- **Set problem**:
Find every line in the records below that holds the word "this" and copy it.

╭─ Data entries

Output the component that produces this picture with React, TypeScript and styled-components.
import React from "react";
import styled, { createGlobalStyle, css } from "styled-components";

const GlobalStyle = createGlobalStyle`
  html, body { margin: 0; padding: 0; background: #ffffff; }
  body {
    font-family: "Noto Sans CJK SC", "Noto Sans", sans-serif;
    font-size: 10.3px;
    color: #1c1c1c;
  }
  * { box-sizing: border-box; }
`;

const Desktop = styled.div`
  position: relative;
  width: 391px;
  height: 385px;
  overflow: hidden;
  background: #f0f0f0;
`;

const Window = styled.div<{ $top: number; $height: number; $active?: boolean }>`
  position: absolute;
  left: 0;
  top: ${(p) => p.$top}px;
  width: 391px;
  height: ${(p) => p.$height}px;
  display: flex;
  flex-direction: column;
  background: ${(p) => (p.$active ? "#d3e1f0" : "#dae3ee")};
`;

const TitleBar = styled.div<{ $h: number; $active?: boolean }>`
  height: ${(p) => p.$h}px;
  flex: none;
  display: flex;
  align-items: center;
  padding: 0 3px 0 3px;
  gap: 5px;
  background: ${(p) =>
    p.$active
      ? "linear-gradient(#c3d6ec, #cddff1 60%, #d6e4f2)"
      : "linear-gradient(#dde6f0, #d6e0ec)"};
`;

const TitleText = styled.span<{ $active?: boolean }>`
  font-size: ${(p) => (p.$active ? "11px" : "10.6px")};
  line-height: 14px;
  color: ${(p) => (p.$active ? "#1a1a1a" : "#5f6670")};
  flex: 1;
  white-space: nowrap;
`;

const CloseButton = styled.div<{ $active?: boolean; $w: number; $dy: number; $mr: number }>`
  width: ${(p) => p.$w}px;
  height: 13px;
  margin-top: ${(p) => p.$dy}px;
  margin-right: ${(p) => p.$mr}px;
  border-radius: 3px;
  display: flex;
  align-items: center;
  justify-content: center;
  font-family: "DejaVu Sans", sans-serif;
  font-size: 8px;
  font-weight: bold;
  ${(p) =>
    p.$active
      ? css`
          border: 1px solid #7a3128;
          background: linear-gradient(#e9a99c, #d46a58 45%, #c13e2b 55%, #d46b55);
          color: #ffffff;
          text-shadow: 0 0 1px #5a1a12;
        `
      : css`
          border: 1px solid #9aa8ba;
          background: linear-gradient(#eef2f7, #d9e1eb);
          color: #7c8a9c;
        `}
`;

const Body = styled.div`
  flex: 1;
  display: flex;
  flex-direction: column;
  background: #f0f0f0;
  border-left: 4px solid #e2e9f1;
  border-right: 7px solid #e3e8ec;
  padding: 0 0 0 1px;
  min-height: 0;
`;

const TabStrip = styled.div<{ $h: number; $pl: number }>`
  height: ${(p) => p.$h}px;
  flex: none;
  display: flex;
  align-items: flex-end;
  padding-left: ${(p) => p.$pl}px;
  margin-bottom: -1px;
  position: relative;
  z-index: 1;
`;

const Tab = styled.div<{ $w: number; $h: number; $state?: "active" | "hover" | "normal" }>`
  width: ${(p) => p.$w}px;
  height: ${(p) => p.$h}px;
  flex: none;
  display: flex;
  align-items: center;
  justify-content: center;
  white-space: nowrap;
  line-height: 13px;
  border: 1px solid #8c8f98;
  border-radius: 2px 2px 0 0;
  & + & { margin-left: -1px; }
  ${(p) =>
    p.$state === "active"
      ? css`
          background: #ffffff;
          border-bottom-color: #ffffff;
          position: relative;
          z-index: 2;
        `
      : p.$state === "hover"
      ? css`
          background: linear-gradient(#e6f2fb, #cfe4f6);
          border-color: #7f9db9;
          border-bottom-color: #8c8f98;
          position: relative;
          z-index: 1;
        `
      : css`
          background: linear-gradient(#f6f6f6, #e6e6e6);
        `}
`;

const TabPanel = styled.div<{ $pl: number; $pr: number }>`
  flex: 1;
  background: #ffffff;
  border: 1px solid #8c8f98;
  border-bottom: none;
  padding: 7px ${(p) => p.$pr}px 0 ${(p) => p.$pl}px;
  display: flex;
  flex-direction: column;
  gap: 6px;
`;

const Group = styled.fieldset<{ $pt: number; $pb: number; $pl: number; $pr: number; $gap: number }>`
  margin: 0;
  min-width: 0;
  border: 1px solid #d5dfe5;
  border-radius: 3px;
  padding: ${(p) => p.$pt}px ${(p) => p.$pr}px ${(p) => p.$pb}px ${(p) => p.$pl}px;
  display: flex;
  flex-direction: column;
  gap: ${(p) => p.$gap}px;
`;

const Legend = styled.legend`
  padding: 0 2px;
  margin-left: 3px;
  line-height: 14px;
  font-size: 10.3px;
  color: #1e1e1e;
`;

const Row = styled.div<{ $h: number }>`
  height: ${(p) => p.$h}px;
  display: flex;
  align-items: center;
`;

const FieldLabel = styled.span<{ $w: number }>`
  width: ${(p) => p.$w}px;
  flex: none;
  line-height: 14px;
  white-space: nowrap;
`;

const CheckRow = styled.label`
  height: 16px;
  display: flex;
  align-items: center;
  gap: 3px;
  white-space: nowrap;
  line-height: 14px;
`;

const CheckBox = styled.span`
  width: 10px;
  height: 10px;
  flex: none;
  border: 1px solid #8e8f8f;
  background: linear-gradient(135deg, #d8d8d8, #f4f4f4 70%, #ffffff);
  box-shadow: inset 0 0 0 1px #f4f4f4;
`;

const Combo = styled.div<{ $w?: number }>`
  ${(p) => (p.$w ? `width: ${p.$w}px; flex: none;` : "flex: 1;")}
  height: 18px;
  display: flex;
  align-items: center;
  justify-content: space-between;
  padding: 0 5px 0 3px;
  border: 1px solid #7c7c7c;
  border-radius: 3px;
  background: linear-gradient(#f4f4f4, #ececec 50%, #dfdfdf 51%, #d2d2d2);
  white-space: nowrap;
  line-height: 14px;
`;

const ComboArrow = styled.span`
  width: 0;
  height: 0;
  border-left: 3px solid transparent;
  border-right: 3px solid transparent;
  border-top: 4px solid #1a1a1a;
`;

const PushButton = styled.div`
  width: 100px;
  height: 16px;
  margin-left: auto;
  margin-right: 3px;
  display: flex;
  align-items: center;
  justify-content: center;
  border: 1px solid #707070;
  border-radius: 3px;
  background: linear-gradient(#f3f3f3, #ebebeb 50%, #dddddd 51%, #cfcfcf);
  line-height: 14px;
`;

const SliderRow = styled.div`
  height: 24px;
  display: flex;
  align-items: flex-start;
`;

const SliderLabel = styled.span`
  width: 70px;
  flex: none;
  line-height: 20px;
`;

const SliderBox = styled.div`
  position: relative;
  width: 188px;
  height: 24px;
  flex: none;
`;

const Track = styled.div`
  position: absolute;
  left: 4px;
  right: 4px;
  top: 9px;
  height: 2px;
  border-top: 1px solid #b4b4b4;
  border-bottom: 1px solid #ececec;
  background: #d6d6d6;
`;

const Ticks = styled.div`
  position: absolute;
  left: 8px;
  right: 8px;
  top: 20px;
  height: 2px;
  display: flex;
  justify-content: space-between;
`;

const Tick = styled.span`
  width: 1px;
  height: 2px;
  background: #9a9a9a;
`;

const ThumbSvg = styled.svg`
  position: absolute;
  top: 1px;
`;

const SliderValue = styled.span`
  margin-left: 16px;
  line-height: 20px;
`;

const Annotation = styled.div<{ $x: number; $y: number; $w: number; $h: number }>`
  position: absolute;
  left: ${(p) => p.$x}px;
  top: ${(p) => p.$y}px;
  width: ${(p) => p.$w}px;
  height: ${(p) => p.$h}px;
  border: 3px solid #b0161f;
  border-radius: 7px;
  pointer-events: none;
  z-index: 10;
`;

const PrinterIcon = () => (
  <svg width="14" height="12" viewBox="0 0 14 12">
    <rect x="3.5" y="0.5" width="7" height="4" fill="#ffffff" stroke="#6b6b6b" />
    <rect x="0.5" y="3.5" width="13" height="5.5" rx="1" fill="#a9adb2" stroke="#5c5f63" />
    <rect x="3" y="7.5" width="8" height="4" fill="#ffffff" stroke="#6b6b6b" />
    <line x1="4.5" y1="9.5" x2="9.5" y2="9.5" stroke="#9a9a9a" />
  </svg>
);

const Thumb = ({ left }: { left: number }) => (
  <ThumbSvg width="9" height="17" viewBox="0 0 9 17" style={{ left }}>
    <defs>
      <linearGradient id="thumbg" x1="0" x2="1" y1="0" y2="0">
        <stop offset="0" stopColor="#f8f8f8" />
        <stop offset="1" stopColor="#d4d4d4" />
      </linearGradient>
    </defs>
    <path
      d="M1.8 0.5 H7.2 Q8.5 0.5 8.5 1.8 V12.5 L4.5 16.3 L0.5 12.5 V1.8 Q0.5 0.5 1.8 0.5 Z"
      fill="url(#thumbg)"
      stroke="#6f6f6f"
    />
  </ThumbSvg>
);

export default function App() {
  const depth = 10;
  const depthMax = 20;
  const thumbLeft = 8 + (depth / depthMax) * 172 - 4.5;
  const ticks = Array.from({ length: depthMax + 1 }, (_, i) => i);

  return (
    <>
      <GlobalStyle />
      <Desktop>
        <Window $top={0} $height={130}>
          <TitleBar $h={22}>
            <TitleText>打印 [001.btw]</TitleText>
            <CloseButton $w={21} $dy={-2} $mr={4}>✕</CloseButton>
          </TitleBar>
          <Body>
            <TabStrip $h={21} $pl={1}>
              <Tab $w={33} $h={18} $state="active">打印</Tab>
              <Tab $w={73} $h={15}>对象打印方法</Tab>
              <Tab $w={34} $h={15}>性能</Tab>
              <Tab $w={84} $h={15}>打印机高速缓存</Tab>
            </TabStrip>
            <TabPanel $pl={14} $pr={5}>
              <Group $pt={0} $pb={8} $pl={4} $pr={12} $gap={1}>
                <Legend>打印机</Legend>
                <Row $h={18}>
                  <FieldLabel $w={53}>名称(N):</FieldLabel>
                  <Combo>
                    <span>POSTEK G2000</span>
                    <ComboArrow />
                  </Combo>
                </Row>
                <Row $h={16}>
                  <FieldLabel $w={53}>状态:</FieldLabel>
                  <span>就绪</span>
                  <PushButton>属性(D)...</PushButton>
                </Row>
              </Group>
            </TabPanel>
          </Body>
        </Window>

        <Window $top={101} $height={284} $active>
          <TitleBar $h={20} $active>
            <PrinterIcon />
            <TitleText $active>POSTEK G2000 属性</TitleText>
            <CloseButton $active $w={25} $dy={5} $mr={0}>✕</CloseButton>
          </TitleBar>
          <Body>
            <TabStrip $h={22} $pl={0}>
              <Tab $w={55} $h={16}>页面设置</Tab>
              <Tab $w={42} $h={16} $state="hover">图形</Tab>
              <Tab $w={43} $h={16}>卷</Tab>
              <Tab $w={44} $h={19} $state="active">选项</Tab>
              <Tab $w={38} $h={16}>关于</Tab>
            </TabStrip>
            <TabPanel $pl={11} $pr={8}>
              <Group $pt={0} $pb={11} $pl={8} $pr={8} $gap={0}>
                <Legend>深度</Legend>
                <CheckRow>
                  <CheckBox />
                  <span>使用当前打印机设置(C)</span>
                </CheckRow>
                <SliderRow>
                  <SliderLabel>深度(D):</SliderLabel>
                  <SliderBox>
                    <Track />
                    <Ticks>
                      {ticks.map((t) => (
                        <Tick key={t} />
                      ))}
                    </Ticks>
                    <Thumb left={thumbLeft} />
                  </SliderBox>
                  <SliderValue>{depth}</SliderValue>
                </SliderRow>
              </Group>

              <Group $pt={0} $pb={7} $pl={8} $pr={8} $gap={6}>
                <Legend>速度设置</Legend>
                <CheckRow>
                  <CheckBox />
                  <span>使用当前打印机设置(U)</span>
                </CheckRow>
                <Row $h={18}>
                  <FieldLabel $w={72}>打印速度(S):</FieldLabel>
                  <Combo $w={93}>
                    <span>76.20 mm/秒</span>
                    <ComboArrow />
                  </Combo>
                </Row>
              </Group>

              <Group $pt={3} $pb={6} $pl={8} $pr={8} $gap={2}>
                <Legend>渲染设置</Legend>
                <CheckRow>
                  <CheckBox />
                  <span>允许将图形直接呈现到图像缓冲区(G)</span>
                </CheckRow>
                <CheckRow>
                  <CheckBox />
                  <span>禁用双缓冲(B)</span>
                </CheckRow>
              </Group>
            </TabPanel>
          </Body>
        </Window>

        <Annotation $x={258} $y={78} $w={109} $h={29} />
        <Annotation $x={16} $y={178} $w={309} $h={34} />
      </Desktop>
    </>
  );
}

╰─
╭─ Data entries

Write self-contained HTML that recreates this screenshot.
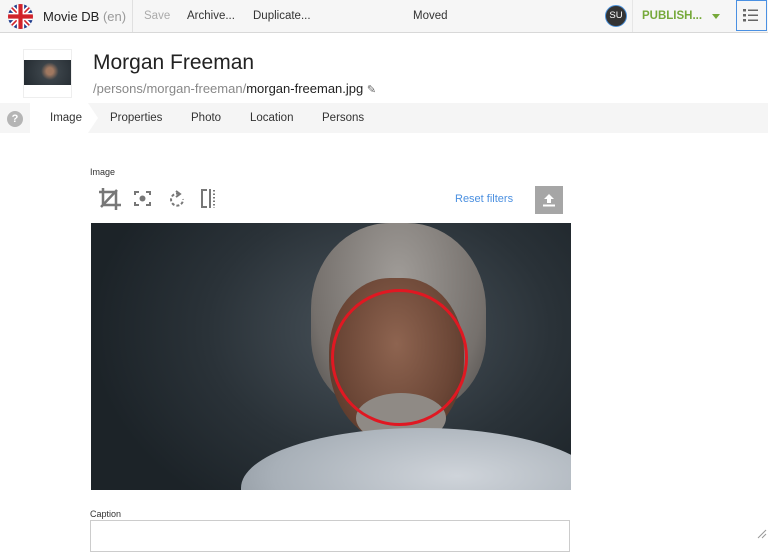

╰─

- **Response to the task**:
Output the component that produces this picture with React, TypeScript and styled-components.
Write self-contained HTML that recreates this screenshot.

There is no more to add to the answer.